● Direction:
Transcribe each line of the material as it is, and drop any picture.

● Material provided:

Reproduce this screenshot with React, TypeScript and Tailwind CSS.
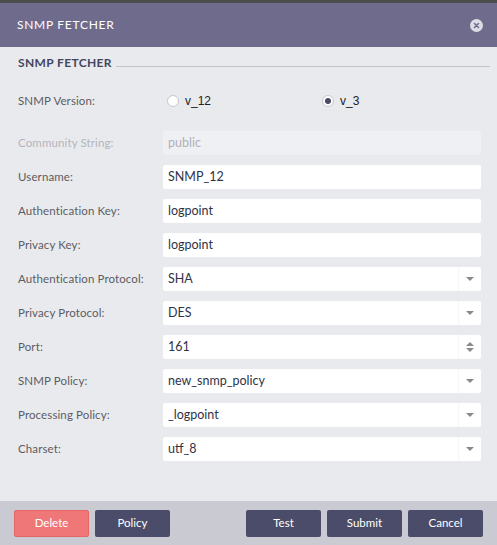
import React from "react";

const Caret = () => (
  <svg width="10" height="6" viewBox="0 0 10 6"><path d="M1 1h8L5 5z" fill="#8a8a8a" /></svg>
);

const Spinner = () => (
  <svg width="10" height="14" viewBox="0 0 10 14"><path d="M1 6h8L5 2z" fill="#8a8a8a" /><path d="M1 8h8L5 12z" fill="#8a8a8a" /></svg>
);

function Row({ label, children, muted }: { label: string; children: React.ReactNode; muted?: boolean }) {
  return (
    <div className="flex items-center h-[24px]">
      <div className={`w-[145px] shrink-0 text-[11.5px] tracking-[0.01em] ${muted ? "text-[#b4b5bb]" : "text-[#5c5c62]"}`}>{label}</div>
      <div className="flex-1">{children}</div>
    </div>
  );
}

function Field({ value, kind, disabled }: { value: string; kind?: "select" | "spin"; disabled?: boolean }) {
  return (
    <div className={`h-[24px] flex items-center rounded-[2px] ${disabled ? "bg-[#eff0f4] text-[#b0b1b8]" : "bg-white text-[#2f3347]"}`}>
      <div className="flex-1 pl-[5px] text-[12.5px]">{value}</div>
      {kind && (
        <div className="w-[23px] h-full flex items-center justify-center border-l border-[#f6f6f8]">
          {kind === "select" ? <Caret /> : <Spinner />}
        </div>
      )}
    </div>
  );
}

function Btn({ label, danger }: { label: string; danger?: boolean }) {
  return (
    <button
      className={`w-[75px] h-[27px] rounded-[2px] text-[11.5px] text-white ${danger ? "bg-[#ef7777] border border-[#e86565]" : "bg-[#4a4c69]"}`}
    >
      {label}
    </button>
  );
}

export default function App() {
  return (
    <div className="w-[497px] h-[545px] flex flex-col bg-[#e9eaee]" style={{ fontFamily: "Lato, 'Noto Sans', sans-serif" }}>
      <div className="h-[3px] bg-[#4d4d50]" />
      <div className="h-[44px] bg-[#6f6b8c] flex items-center justify-between pl-[17px] pr-[14px]">
        <div className="text-white text-[12px] tracking-[0.06em]">SNMP FETCHER</div>
        <div className="w-[13px] h-[13px] rounded-full bg-[#dcdce4] flex items-center justify-center">
          <svg width="7" height="7" viewBox="0 0 7 7"><path d="M1.5 1.5l4 4M5.5 1.5l-4 4" stroke="#6f6b8c" strokeWidth="1.6" strokeLinecap="round" /></svg>
        </div>
      </div>
      <div className="flex-1 flex flex-col pl-[18px] pr-[16px] pt-[9px]">
        <div className="flex items-center h-[14px]">
          <div className="text-[12px] font-bold text-[#434660] tracking-[0.03em]">SNMP FETCHER</div>
          <div className="flex-1 h-px bg-[#c3c3ca] ml-[4px] mt-[6px] mr-[-9px]" />
        </div>
        <div className="mt-[19px] flex flex-col gap-[10px]">
          <div className="flex items-center h-[24px] mb-[8px]">
            <div className="w-[149px] shrink-0 text-[11.5px] tracking-[0.01em] text-[#5c5c62]">SNMP Version:</div>
            <div className="flex items-center w-[155px]" style={{ fontFamily: "'Liberation Sans', Arial, sans-serif" }}>
              <span className="w-[12px] h-[12px] rounded-full bg-white border border-[#c8c8cc]" />
              <span className="ml-[6px] text-[12px] text-[#222]">v_12</span>
            </div>
            <div className="flex items-center" style={{ fontFamily: "'Liberation Sans', Arial, sans-serif" }}>
              <span className="w-[12px] h-[12px] rounded-full bg-white border border-[#c8c8cc] flex items-center justify-center">
                <span className="w-[6px] h-[6px] rounded-full bg-[#4a4c69]" />
              </span>
              <span className="ml-[6px] text-[12px] text-[#222]">v_3</span>
            </div>
          </div>
          <Row label="Community String:" muted><Field value="public" disabled /></Row>
          <Row label="Username:"><Field value="SNMP_12" /></Row>
          <Row label="Authentication Key:"><Field value="logpoint" /></Row>
          <Row label="Privacy Key:"><Field value="logpoint" /></Row>
          <Row label="Authentication Protocol:"><Field value="SHA" kind="select" /></Row>
          <Row label="Privacy Protocol:"><Field value="DES" kind="select" /></Row>
          <Row label="Port:"><Field value="161" kind="spin" /></Row>
          <Row label="SNMP Policy:"><Field value="new_snmp_policy" kind="select" /></Row>
          <Row label="Processing Policy:"><Field value="_logpoint" kind="select" /></Row>
          <Row label="Charset:"><Field value="utf_8" kind="select" /></Row>
        </div>
      </div>
      <div className="h-[44px] bg-[#cacad3] flex items-center px-[14px]">
        <div className="flex gap-[6px]">
          <Btn label="Delete" danger />
          <Btn label="Policy" />
        </div>
        <div className="flex-1" />
        <div className="flex gap-[6px]">
          <Btn label="Test" />
          <Btn label="Submit" />
          <Btn label="Cancel" />
        </div>
      </div>
    </div>
  );
}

● Full solution:
Reproduce this screenshot with React, TypeScript and Tailwind CSS.
import React from "react";

const Caret = () => (
  <svg width="10" height="6" viewBox="0 0 10 6"><path d="M1 1h8L5 5z" fill="#8a8a8a" /></svg>
);

const Spinner = () => (
  <svg width="10" height="14" viewBox="0 0 10 14"><path d="M1 6h8L5 2z" fill="#8a8a8a" /><path d="M1 8h8L5 12z" fill="#8a8a8a" /></svg>
);

function Row({ label, children, muted }: { label: string; children: React.ReactNode; muted?: boolean }) {
  return (
    <div className="flex items-center h-[24px]">
      <div className={`w-[145px] shrink-0 text-[11.5px] tracking-[0.01em] ${muted ? "text-[#b4b5bb]" : "text-[#5c5c62]"}`}>{label}</div>
      <div className="flex-1">{children}</div>
    </div>
  );
}

function Field({ value, kind, disabled }: { value: string; kind?: "select" | "spin"; disabled?: boolean }) {
  return (
    <div className={`h-[24px] flex items-center rounded-[2px] ${disabled ? "bg-[#eff0f4] text-[#b0b1b8]" : "bg-white text-[#2f3347]"}`}>
      <div className="flex-1 pl-[5px] text-[12.5px]">{value}</div>
      {kind && (
        <div className="w-[23px] h-full flex items-center justify-center border-l border-[#f6f6f8]">
          {kind === "select" ? <Caret /> : <Spinner />}
        </div>
      )}
    </div>
  );
}

function Btn({ label, danger }: { label: string; danger?: boolean }) {
  return (
    <button
      className={`w-[75px] h-[27px] rounded-[2px] text-[11.5px] text-white ${danger ? "bg-[#ef7777] border border-[#e86565]" : "bg-[#4a4c69]"}`}
    >
      {label}
    </button>
  );
}

export default function App() {
  return (
    <div className="w-[497px] h-[545px] flex flex-col bg-[#e9eaee]" style={{ fontFamily: "Lato, 'Noto Sans', sans-serif" }}>
      <div className="h-[3px] bg-[#4d4d50]" />
      <div className="h-[44px] bg-[#6f6b8c] flex items-center justify-between pl-[17px] pr-[14px]">
        <div className="text-white text-[12px] tracking-[0.06em]">SNMP FETCHER</div>
        <div className="w-[13px] h-[13px] rounded-full bg-[#dcdce4] flex items-center justify-center">
          <svg width="7" height="7" viewBox="0 0 7 7"><path d="M1.5 1.5l4 4M5.5 1.5l-4 4" stroke="#6f6b8c" strokeWidth="1.6" strokeLinecap="round" /></svg>
        </div>
      </div>
      <div className="flex-1 flex flex-col pl-[18px] pr-[16px] pt-[9px]">
        <div className="flex items-center h-[14px]">
          <div className="text-[12px] font-bold text-[#434660] tracking-[0.03em]">SNMP FETCHER</div>
          <div className="flex-1 h-px bg-[#c3c3ca] ml-[4px] mt-[6px] mr-[-9px]" />
        </div>
        <div className="mt-[19px] flex flex-col gap-[10px]">
          <div className="flex items-center h-[24px] mb-[8px]">
            <div className="w-[149px] shrink-0 text-[11.5px] tracking-[0.01em] text-[#5c5c62]">SNMP Version:</div>
            <div className="flex items-center w-[155px]" style={{ fontFamily: "'Liberation Sans', Arial, sans-serif" }}>
              <span className="w-[12px] h-[12px] rounded-full bg-white border border-[#c8c8cc]" />
              <span className="ml-[6px] text-[12px] text-[#222]">v_12</span>
            </div>
            <div className="flex items-center" style={{ fontFamily: "'Liberation Sans', Arial, sans-serif" }}>
              <span className="w-[12px] h-[12px] rounded-full bg-white border border-[#c8c8cc] flex items-center justify-center">
                <span className="w-[6px] h-[6px] rounded-full bg-[#4a4c69]" />
              </span>
              <span className="ml-[6px] text-[12px] text-[#222]">v_3</span>
            </div>
          </div>
          <Row label="Community String:" muted><Field value="public" disabled /></Row>
          <Row label="Username:"><Field value="SNMP_12" /></Row>
          <Row label="Authentication Key:"><Field value="logpoint" /></Row>
          <Row label="Privacy Key:"><Field value="logpoint" /></Row>
          <Row label="Authentication Protocol:"><Field value="SHA" kind="select" /></Row>
          <Row label="Privacy Protocol:"><Field value="DES" kind="select" /></Row>
          <Row label="Port:"><Field value="161" kind="spin" /></Row>
          <Row label="SNMP Policy:"><Field value="new_snmp_policy" kind="select" /></Row>
          <Row label="Processing Policy:"><Field value="_logpoint" kind="select" /></Row>
          <Row label="Charset:"><Field value="utf_8" kind="select" /></Row>
        </div>
      </div>
      <div className="h-[44px] bg-[#cacad3] flex items-center px-[14px]">
        <div className="flex gap-[6px]">
          <Btn label="Delete" danger />
          <Btn label="Policy" />
        </div>
        <div className="flex-1" />
        <div className="flex gap-[6px]">
          <Btn label="Test" />
          <Btn label="Submit" />
          <Btn label="Cancel" />
        </div>
      </div>
    </div>
  );
}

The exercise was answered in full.